Modelling of slope reliability analysis methods based on random field and asymmetric CNNs

Abstract

To improve slope reliability calculations and address high-nonlinearity in random fields, an AI algorithm, namely Convolutional Neural Network (CNN) with asymmetric convolution is introduced. The method accounts for the interdependence and auto-correlation of soil material and uses Python-based secondary development in ABAQUS Version 6.14 to improve computational efficiency and user-friendliness in finite element simulations. A Cholesky decomposition-based centroid point method is used for random fields to simplify computation. Additionally, an asymmetric convolution-based CNN surrogate model replaces finite element simulations to address challenges such as parameter correlations and random field discretization for improved analysis efficiency.
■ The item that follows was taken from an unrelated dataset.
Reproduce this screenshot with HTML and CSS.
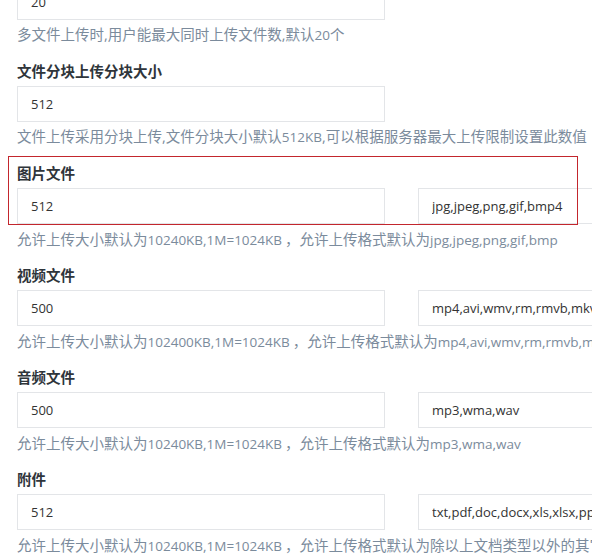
FILE: index.html
```html
<!DOCTYPE html>
<html lang="zh-CN">
<head>
<meta charset="utf-8">
<title>上传设置</title>
<link rel="stylesheet" href="styles.css">
</head>
<body>
<div class="page">
  <div class="group">
    <div class="label">多文件上传数量</div>
    <div class="row"><input class="field" type="text" value="20"></div>
    <div class="help">多文件上传时,用户能最大同时上传文件数,默认<span class="en">20</span>个</div>
  </div>
  <div class="group">
    <div class="label">文件分块上传分块大小</div>
    <div class="row"><input class="field" type="text" value="512"></div>
    <div class="help">文件上传采用分块上传,文件分块大小默认<span class="en">512KB</span>,可以根据服务器最大上传限制设置此数值</div>
  </div>
  <div class="group">
    <div class="label">图片文件</div>
    <div class="row"><input class="field" type="text" value="512"><input class="field" type="text" value="jpg,jpeg,png,gif,bmp4"></div>
    <div class="help">允许上传大小默认为<span class="en">10240KB,1M=1024KB</span><span class="punct">，</span>允许上传格式默认为<span class="en">jpg,jpeg,png,gif,bmp</span></div>
    <div class="mark"></div>
  </div>
  <div class="group">
    <div class="label">视频文件</div>
    <div class="row"><input class="field" type="text" value="500"><input class="field" type="text" value="mp4,avi,wmv,rm,rmvb,mkv"></div>
    <div class="help">允许上传大小默认为<span class="en">102400KB,1M=1024KB</span><span class="punct">，</span>允许上传格式默认为<span class="en">mp4,avi,wmv,rm,rmvb,mkv</span></div>
  </div>
  <div class="group">
    <div class="label">音频文件</div>
    <div class="row"><input class="field" type="text" value="500"><input class="field" type="text" value="mp3,wma,wav"></div>
    <div class="help">允许上传大小默认为<span class="en">10240KB,1M=1024KB</span><span class="punct">，</span>允许上传格式默认为<span class="en">mp3,wma,wav</span></div>
  </div>
  <div class="group">
    <div class="label">附件</div>
    <div class="row"><input class="field" type="text" value="512"><input class="field" type="text" value="txt,pdf,doc,docx,xls,xlsx,ppt,pptx"></div>
    <div class="help">允许上传大小默认为<span class="en">10240KB,1M=1024KB</span><span class="punct">，</span>允许上传格式默认为除以上文档类型以外的其它格式</div>
  </div>
</div>
</body>
</html>
```
FILE: styles.css
```css
html, body {
  margin: 0;
  padding: 0;
  background: #fff;
  overflow: hidden;
}
body {
  font-family: "Open Sans", "Noto Sans CJK SC", sans-serif;
}
.page {
  width: 820px;
  margin-top: -41px;
  padding: 0 17px;
}
.group {
  position: relative;
  margin-bottom: 16px;
}
.label {
  height: 20px;
  line-height: 20px;
  font-size: 14.5px;
  font-weight: bold;
  color: #2f353b;
  margin-bottom: 5px;
  white-space: nowrap;
  font-family: "Noto Sans CJK SC", sans-serif;
}
.row {
  display: flex;
  gap: 33px;
}
.field {
  box-sizing: border-box;
  width: 368px;
  height: 36px;
  margin: 0;
  padding: 0 13px;
  border: 1px solid #e3e5e8;
  border-radius: 0;
  background: #fff;
  font-family: "Open Sans", "Noto Sans CJK SC", sans-serif;
  font-size: 13px;
  color: #333;
  outline: none;
}
.help {
  margin-top: 5px;
  height: 20px;
  line-height: 20px;
  font-size: 14.5px;
  color: #7b8b9c;
  white-space: nowrap;
}
.help .en {
  font-size: 13.5px;
}
.help .punct {
  font-family: "Noto Sans CJK SC", sans-serif;
  margin-left: 3px;
}
.mark {
  position: absolute;
  left: -9px;
  top: -7px;
  width: 568px;
  height: 67px;
  border: 1px solid #c3262d;
  pointer-events: none;
}
```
The methodology uses random field samples and safety factors as inputs and outputs for training, which improves predictability and addressing high-dimensional issues. Its effectiveness is demonstrated through case studies involving single-layer undrained saturated clay slopes and double-layer cohesive soil slopes. The results demonstrate the effectiveness of the CNN approach that utilizes asymmetric convolution, with outcomes closely resembling those obtained through finite element simulation. This method demonstrates a 95.8% improvement in time efficiency compared to software-based calculations and a 93.5% enhancement over batch calculations using ABAQUS. These results confirm the effectiveness of the introduced reliability analysis method and the ability to provide accurate results while significantly boosting computational efficiency.